* Start Source records *

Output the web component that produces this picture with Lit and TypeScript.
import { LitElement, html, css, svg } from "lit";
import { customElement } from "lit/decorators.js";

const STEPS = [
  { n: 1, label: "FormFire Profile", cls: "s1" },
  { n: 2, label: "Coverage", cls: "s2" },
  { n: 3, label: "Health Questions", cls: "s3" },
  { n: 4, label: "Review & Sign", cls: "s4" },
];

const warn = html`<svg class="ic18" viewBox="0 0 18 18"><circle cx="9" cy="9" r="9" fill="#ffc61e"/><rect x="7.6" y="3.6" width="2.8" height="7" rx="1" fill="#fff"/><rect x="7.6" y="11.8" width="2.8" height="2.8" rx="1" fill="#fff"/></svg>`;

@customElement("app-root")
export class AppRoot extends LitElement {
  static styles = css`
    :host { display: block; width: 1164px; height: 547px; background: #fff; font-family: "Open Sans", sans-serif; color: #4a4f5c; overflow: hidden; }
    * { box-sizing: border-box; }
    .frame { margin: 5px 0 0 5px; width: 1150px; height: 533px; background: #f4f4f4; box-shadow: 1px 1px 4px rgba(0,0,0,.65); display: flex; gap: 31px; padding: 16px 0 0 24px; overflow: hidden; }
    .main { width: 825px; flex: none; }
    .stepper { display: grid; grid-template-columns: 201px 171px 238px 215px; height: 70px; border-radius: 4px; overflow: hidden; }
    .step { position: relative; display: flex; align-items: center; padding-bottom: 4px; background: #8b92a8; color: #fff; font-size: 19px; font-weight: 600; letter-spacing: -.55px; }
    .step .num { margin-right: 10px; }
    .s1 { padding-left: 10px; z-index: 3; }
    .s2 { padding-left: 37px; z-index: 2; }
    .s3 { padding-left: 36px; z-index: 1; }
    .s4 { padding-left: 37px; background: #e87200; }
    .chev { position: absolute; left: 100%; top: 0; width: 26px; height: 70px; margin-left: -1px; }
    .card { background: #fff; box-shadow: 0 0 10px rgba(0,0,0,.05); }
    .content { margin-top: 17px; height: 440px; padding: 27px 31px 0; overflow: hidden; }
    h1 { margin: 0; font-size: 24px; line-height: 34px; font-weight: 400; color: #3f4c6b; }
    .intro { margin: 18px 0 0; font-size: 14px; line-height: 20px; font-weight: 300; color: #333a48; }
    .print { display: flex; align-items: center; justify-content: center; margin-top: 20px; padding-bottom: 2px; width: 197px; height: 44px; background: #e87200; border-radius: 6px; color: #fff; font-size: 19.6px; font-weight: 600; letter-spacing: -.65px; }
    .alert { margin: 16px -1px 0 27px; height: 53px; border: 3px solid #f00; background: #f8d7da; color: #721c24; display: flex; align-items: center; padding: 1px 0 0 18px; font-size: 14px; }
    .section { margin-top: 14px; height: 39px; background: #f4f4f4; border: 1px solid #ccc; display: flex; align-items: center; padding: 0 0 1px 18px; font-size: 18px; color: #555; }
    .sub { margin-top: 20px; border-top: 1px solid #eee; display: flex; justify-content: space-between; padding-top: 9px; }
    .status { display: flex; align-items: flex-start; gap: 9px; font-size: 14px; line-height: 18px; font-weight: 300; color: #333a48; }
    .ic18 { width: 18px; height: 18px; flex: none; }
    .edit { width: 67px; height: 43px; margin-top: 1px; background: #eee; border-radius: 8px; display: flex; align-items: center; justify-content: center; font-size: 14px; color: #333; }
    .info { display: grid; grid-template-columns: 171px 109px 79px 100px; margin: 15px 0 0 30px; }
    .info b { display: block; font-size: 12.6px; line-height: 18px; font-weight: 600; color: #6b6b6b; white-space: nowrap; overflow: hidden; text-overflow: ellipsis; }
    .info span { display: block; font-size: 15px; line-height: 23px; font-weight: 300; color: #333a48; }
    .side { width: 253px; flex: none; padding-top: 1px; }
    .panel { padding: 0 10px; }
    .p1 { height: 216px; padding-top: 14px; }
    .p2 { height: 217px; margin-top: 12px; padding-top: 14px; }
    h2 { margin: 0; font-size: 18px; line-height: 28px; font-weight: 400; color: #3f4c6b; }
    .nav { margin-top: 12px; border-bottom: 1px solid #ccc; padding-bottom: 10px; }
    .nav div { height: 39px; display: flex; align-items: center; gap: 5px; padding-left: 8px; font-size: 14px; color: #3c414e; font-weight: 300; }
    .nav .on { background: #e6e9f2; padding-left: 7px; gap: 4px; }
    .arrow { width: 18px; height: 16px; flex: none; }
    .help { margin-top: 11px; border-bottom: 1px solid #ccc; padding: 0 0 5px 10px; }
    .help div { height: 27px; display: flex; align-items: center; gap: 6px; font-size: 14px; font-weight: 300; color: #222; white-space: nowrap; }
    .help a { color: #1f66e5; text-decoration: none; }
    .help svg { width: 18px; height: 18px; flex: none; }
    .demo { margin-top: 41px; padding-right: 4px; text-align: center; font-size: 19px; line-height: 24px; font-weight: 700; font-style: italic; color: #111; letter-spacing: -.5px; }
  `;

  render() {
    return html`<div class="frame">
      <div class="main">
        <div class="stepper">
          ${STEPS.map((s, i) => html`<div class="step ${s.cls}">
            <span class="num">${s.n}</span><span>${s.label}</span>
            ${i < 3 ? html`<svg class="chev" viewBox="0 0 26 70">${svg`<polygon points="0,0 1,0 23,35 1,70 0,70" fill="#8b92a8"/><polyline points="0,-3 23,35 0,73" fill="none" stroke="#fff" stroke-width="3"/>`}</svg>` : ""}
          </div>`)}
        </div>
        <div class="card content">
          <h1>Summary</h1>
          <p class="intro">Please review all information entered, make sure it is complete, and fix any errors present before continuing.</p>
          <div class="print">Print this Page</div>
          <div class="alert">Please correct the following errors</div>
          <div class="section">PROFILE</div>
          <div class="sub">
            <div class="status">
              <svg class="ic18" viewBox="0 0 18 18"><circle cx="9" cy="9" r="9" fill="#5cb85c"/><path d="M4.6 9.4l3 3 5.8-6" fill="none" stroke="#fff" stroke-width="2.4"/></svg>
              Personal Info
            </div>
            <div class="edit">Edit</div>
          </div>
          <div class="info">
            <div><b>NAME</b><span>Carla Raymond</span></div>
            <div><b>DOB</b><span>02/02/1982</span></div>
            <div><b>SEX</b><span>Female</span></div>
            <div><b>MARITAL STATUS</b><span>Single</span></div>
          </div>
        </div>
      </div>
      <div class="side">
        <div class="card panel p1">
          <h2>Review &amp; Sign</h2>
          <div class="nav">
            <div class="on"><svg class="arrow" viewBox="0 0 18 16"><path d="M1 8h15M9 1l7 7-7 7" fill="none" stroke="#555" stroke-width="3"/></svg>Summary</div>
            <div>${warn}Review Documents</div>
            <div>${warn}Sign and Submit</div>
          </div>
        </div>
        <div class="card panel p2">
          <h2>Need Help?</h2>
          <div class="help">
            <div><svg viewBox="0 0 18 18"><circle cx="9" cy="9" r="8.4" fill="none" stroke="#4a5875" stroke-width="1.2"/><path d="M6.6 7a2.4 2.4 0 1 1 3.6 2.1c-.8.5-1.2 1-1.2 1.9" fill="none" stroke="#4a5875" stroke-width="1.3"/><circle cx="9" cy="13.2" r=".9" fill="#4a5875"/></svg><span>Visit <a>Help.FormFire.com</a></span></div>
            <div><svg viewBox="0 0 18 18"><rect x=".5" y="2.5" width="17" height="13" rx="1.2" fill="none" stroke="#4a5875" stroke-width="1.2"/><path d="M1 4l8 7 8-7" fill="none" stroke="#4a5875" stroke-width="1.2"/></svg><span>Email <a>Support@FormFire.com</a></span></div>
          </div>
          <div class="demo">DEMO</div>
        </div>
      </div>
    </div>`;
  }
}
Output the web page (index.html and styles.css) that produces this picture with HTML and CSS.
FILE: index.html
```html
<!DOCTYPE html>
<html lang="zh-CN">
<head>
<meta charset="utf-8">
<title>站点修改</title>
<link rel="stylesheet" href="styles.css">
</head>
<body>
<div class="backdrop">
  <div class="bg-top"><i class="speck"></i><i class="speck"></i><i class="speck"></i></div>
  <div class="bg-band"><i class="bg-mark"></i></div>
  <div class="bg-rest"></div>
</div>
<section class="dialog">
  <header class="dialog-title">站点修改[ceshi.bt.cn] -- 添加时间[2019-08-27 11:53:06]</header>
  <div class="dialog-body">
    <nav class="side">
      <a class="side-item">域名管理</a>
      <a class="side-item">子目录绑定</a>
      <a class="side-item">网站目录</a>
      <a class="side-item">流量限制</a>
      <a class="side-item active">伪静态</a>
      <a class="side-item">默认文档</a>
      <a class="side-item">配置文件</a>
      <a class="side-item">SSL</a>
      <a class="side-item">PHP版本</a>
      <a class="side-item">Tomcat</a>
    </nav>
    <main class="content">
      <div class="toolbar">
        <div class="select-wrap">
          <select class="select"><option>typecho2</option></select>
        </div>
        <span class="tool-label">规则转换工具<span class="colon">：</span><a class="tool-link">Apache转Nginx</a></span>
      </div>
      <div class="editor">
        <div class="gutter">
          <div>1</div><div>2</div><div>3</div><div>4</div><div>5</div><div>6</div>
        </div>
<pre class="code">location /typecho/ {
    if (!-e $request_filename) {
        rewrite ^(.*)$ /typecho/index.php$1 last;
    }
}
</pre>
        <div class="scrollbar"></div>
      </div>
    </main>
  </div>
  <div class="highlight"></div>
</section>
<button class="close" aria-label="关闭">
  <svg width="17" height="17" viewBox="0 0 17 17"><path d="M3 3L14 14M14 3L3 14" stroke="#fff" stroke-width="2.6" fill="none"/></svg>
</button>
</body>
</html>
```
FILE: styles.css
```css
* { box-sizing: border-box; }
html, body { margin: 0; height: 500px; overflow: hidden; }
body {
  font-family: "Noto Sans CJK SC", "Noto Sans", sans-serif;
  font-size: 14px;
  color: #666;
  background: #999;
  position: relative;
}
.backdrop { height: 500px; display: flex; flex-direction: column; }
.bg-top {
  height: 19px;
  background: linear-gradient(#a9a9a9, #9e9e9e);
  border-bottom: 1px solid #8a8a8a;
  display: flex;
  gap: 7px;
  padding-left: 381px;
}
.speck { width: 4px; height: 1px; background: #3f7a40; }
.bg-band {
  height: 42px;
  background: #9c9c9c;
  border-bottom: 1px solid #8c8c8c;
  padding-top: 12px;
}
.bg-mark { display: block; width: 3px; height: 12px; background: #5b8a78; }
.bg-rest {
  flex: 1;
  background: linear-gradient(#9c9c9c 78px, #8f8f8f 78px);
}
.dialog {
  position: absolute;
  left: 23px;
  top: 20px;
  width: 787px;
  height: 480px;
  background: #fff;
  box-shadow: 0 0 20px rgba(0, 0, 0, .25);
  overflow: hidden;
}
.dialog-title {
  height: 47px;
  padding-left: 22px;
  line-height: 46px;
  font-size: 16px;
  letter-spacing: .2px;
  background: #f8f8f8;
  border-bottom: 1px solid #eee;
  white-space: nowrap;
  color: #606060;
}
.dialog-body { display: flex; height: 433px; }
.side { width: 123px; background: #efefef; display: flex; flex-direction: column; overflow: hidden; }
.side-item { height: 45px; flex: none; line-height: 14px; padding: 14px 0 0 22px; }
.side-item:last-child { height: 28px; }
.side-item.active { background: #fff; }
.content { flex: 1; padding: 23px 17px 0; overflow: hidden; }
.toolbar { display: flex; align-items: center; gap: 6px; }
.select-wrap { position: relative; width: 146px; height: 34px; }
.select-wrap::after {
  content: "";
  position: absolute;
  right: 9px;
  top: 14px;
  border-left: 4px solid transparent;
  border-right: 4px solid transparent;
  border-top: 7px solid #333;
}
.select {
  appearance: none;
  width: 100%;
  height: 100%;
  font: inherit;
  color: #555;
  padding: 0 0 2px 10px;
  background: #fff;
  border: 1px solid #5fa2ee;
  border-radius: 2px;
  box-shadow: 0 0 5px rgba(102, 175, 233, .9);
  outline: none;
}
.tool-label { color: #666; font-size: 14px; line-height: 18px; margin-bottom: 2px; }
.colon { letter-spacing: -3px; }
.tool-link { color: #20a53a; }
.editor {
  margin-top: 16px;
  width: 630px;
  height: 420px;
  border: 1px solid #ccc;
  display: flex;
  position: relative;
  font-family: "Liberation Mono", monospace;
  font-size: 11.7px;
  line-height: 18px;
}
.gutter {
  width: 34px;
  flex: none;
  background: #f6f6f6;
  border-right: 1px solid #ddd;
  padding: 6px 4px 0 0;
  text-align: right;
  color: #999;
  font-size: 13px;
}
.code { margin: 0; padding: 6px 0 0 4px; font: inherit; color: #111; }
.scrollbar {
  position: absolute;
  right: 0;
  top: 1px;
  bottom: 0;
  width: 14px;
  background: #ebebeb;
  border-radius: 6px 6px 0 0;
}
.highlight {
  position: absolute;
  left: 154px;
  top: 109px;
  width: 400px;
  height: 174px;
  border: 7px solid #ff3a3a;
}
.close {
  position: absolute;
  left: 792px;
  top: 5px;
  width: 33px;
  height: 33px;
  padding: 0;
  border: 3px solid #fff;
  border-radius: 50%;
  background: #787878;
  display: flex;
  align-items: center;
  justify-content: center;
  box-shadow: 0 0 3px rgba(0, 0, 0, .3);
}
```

* End Source records *

_What is asked_
Scan the entries above for the word "picture" and collect each line holding it.

_Result of this task_
Output the web component that produces this picture with Lit and TypeScript.
Output the web page (index.html and styles.css) that produces this picture with HTML and CSS.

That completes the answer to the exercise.